§ DATA LINES:
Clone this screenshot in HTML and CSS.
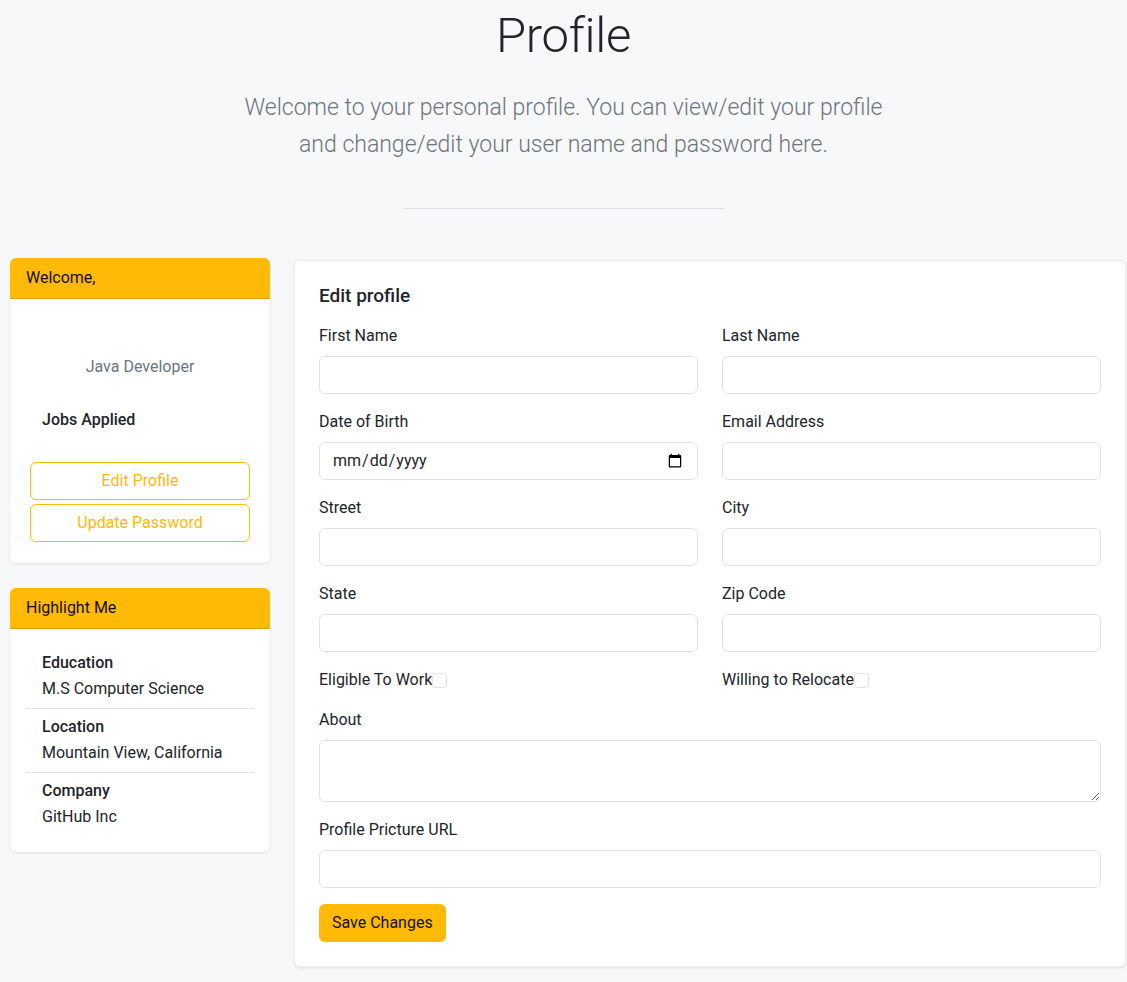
FILE: index.html
```html
<!DOCTYPE html>
<html lang="en">
<head>
<meta charset="utf-8">
<title>Profile</title>
<link rel="stylesheet" href="styles.css">
</head>
<body>
<header class="intro">
  <h1 class="intro-title">Profile</h1>
  <p class="intro-lead">Welcome to your personal profile. You can view/edit your profile and change/edit your user name and password here.</p>
  <hr class="intro-rule">
</header>
<main class="layout">
  <aside class="sidebar">
    <section class="card">
      <div class="card-header">Welcome,</div>
      <div class="card-body welcome-body">
        <p class="role">Java Developer</p>
        <p class="jobs">Jobs Applied</p>
        <div class="actions">
          <button class="btn-outline" type="button">Edit Profile</button>
          <button class="btn-outline" type="button">Update Password</button>
        </div>
      </div>
    </section>
    <section class="card">
      <div class="card-header">Highlight Me</div>
      <div class="card-body">
        <ul class="facts">
          <li class="fact"><span class="fact-label">Education</span><span class="fact-value">M.S Computer Science</span></li>
          <li class="fact"><span class="fact-label">Location</span><span class="fact-value">Mountain View, California</span></li>
          <li class="fact"><span class="fact-label">Company</span><span class="fact-value">GitHub Inc</span></li>
        </ul>
      </div>
    </section>
  </aside>
  <section class="card form-card">
    <h5 class="form-title">Edit profile</h5>
    <form class="form-grid">
      <div class="field"><label class="field-label">First Name</label><input class="control" type="text"></div>
      <div class="field"><label class="field-label">Last Name</label><input class="control" type="text"></div>
      <div class="field"><label class="field-label">Date of Birth</label><input class="control" type="date"></div>
      <div class="field"><label class="field-label">Email Address</label><input class="control" type="email"></div>
      <div class="field"><label class="field-label">Street</label><input class="control" type="text"></div>
      <div class="field"><label class="field-label">City</label><input class="control" type="text"></div>
      <div class="field"><label class="field-label">State</label><input class="control" type="text"></div>
      <div class="field"><label class="field-label">Zip Code</label><input class="control" type="text"></div>
      <div class="check"><label class="check-label">Eligible To Work</label><input class="checkbox" type="checkbox"></div>
      <div class="check"><label class="check-label">Willing to Relocate</label><input class="checkbox" type="checkbox"></div>
      <div class="field wide"><label class="field-label">About</label><textarea class="control area"></textarea></div>
      <div class="field wide"><label class="field-label">Profile Pricture URL</label><input class="control" type="text"></div>
      <div class="wide"><button class="btn-solid" type="button">Save Changes</button></div>
    </form>
  </section>
</main>
</body>
</html>
```
FILE: styles.css
```css
* { box-sizing: border-box; }
body {
  margin: 0;
  background: #f7f8fa;
  color: #212529;
  font-family: Roboto, "Liberation Sans", sans-serif;
  font-size: 16px;
  line-height: 24px;
}
.intro { text-align: center; padding-top: 7px; }
.intro-title {
  margin: 0;
  font-size: 49px;
  line-height: 58px;
  font-weight: 300;
  letter-spacing: -0.3px;
}
.intro-lead {
  margin: 24px auto 0;
  max-width: 660px;
  font-size: 23px;
  line-height: 37px;
  font-weight: 300;
  color: #6c757d;
}
.intro-rule {
  width: 321px;
  margin: 45px auto 0;
  border: 0;
  border-top: 1px solid #dfe1e4;
}
.layout {
  display: flex;
  align-items: flex-start;
  gap: 24px;
  padding: 49px 1px 14px 10px;
}
.sidebar {
  width: 260px;
  flex: none;
  display: flex;
  flex-direction: column;
  gap: 25px;
}
.card {
  background: #fff;
  border-radius: 6px;
  box-shadow: 0 1px 3px rgba(0,0,0,0.1);
  overflow: hidden;
}
.card-header {
  background: #ffb907;
  padding: 8px 16px;
  border-bottom: 1px solid #d9a008;
  color: #111;
}
.card-body { padding: 16px; }
.welcome-body { padding-top: 56px; padding-bottom: 21px; }
.role { margin: 0; text-align: center; color: #6c757d; }
.jobs { margin: 29px 0 0; padding-left: 16px; font-weight: 500; }
.actions {
  margin-top: 30px;
  padding: 0 4px;
  display: flex;
  flex-direction: column;
  gap: 4px;
}
.btn-outline {
  height: 38px;
  border: 1px solid #ffb907;
  border-radius: 6px;
  background: #fff;
  color: #ffb907;
  font: inherit;
}
.facts { list-style: none; margin: 0; padding: 0; }
.fact {
  display: flex;
  flex-direction: column;
  gap: 2px;
  padding: 6px 16px 7px;
  border-bottom: 1px solid #dee2e6;
}
.fact:last-child { border-bottom: 0; }
.fact-label { font-weight: 500; }
.form-card {
  flex: 1;
  margin-top: 2px;
  border: 1px solid #eceef0;
  padding: 23px 24px 24px;
}
.form-title {
  margin: 0 0 16px;
  font-size: 19px;
  line-height: 24px;
  font-weight: 500;
}
.form-grid {
  display: grid;
  grid-template-columns: 1fr 1fr;
  column-gap: 24px;
  row-gap: 16px;
}
.wide { grid-column: 1 / -1; }
.field { display: flex; flex-direction: column; }
.field-label { margin-bottom: 8px; }
.control {
  height: 38px;
  border: 1px solid #dee2e6;
  border-radius: 6px;
  background: #fff;
  padding: 6px 12px;
  font: inherit;
  color: #212529;
}
.area { height: 62px; resize: vertical; }
.check { display: flex; align-items: center; }
.checkbox {
  appearance: none;
  -webkit-appearance: none;
  margin: 0;
  width: 15px;
  height: 15px;
  border: 1px solid #dee2e6;
  border-radius: 4px;
  background: #fff;
}
.btn-solid {
  height: 38px;
  padding: 0 13px;
  border: 0;
  border-radius: 6px;
  background: #ffb907;
  color: #111;
  font: inherit;
}
```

§ WHAT THE EXERCISE ASKS: Reproduce the material word for word. Any pictures should be left out of the copy.

§ EXERCISE SOLUTION:
Clone this screenshot in HTML and CSS.
FILE: index.html
```html
<!DOCTYPE html>
<html lang="en">
<head>
<meta charset="utf-8">
<title>Profile</title>
<link rel="stylesheet" href="styles.css">
</head>
<body>
<header class="intro">
  <h1 class="intro-title">Profile</h1>
  <p class="intro-lead">Welcome to your personal profile. You can view/edit your profile and change/edit your user name and password here.</p>
  <hr class="intro-rule">
</header>
<main class="layout">
  <aside class="sidebar">
    <section class="card">
      <div class="card-header">Welcome,</div>
      <div class="card-body welcome-body">
        <p class="role">Java Developer</p>
        <p class="jobs">Jobs Applied</p>
        <div class="actions">
          <button class="btn-outline" type="button">Edit Profile</button>
          <button class="btn-outline" type="button">Update Password</button>
        </div>
      </div>
    </section>
    <section class="card">
      <div class="card-header">Highlight Me</div>
      <div class="card-body">
        <ul class="facts">
          <li class="fact"><span class="fact-label">Education</span><span class="fact-value">M.S Computer Science</span></li>
          <li class="fact"><span class="fact-label">Location</span><span class="fact-value">Mountain View, California</span></li>
          <li class="fact"><span class="fact-label">Company</span><span class="fact-value">GitHub Inc</span></li>
        </ul>
      </div>
    </section>
  </aside>
  <section class="card form-card">
    <h5 class="form-title">Edit profile</h5>
    <form class="form-grid">
      <div class="field"><label class="field-label">First Name</label><input class="control" type="text"></div>
      <div class="field"><label class="field-label">Last Name</label><input class="control" type="text"></div>
      <div class="field"><label class="field-label">Date of Birth</label><input class="control" type="date"></div>
      <div class="field"><label class="field-label">Email Address</label><input class="control" type="email"></div>
      <div class="field"><label class="field-label">Street</label><input class="control" type="text"></div>
      <div class="field"><label class="field-label">City</label><input class="control" type="text"></div>
      <div class="field"><label class="field-label">State</label><input class="control" type="text"></div>
      <div class="field"><label class="field-label">Zip Code</label><input class="control" type="text"></div>
      <div class="check"><label class="check-label">Eligible To Work</label><input class="checkbox" type="checkbox"></div>
      <div class="check"><label class="check-label">Willing to Relocate</label><input class="checkbox" type="checkbox"></div>
      <div class="field wide"><label class="field-label">About</label><textarea class="control area"></textarea></div>
      <div class="field wide"><label class="field-label">Profile Pricture URL</label><input class="control" type="text"></div>
      <div class="wide"><button class="btn-solid" type="button">Save Changes</button></div>
    </form>
  </section>
</main>
</body>
</html>
```
FILE: styles.css
```css
* { box-sizing: border-box; }
body {
  margin: 0;
  background: #f7f8fa;
  color: #212529;
  font-family: Roboto, "Liberation Sans", sans-serif;
  font-size: 16px;
  line-height: 24px;
}
.intro { text-align: center; padding-top: 7px; }
.intro-title {
  margin: 0;
  font-size: 49px;
  line-height: 58px;
  font-weight: 300;
  letter-spacing: -0.3px;
}
.intro-lead {
  margin: 24px auto 0;
  max-width: 660px;
  font-size: 23px;
  line-height: 37px;
  font-weight: 300;
  color: #6c757d;
}
.intro-rule {
  width: 321px;
  margin: 45px auto 0;
  border: 0;
  border-top: 1px solid #dfe1e4;
}
.layout {
  display: flex;
  align-items: flex-start;
  gap: 24px;
  padding: 49px 1px 14px 10px;
}
.sidebar {
  width: 260px;
  flex: none;
  display: flex;
  flex-direction: column;
  gap: 25px;
}
.card {
  background: #fff;
  border-radius: 6px;
  box-shadow: 0 1px 3px rgba(0,0,0,0.1);
  overflow: hidden;
}
.card-header {
  background: #ffb907;
  padding: 8px 16px;
  border-bottom: 1px solid #d9a008;
  color: #111;
}
.card-body { padding: 16px; }
.welcome-body { padding-top: 56px; padding-bottom: 21px; }
.role { margin: 0; text-align: center; color: #6c757d; }
.jobs { margin: 29px 0 0; padding-left: 16px; font-weight: 500; }
.actions {
  margin-top: 30px;
  padding: 0 4px;
  display: flex;
  flex-direction: column;
  gap: 4px;
}
.btn-outline {
  height: 38px;
  border: 1px solid #ffb907;
  border-radius: 6px;
  background: #fff;
  color: #ffb907;
  font: inherit;
}
.facts { list-style: none; margin: 0; padding: 0; }
.fact {
  display: flex;
  flex-direction: column;
  gap: 2px;
  padding: 6px 16px 7px;
  border-bottom: 1px solid #dee2e6;
}
.fact:last-child { border-bottom: 0; }
.fact-label { font-weight: 500; }
.form-card {
  flex: 1;
  margin-top: 2px;
  border: 1px solid #eceef0;
  padding: 23px 24px 24px;
}
.form-title {
  margin: 0 0 16px;
  font-size: 19px;
  line-height: 24px;
  font-weight: 500;
}
.form-grid {
  display: grid;
  grid-template-columns: 1fr 1fr;
  column-gap: 24px;
  row-gap: 16px;
}
.wide { grid-column: 1 / -1; }
.field { display: flex; flex-direction: column; }
.field-label { margin-bottom: 8px; }
.control {
  height: 38px;
  border: 1px solid #dee2e6;
  border-radius: 6px;
  background: #fff;
  padding: 6px 12px;
  font: inherit;
  color: #212529;
}
.area { height: 62px; resize: vertical; }
.check { display: flex; align-items: center; }
.checkbox {
  appearance: none;
  -webkit-appearance: none;
  margin: 0;
  width: 15px;
  height: 15px;
  border: 1px solid #dee2e6;
  border-radius: 4px;
  background: #fff;
}
.btn-solid {
  height: 38px;
  padding: 0 13px;
  border: 0;
  border-radius: 6px;
  background: #ffb907;
  color: #111;
  font: inherit;
}
```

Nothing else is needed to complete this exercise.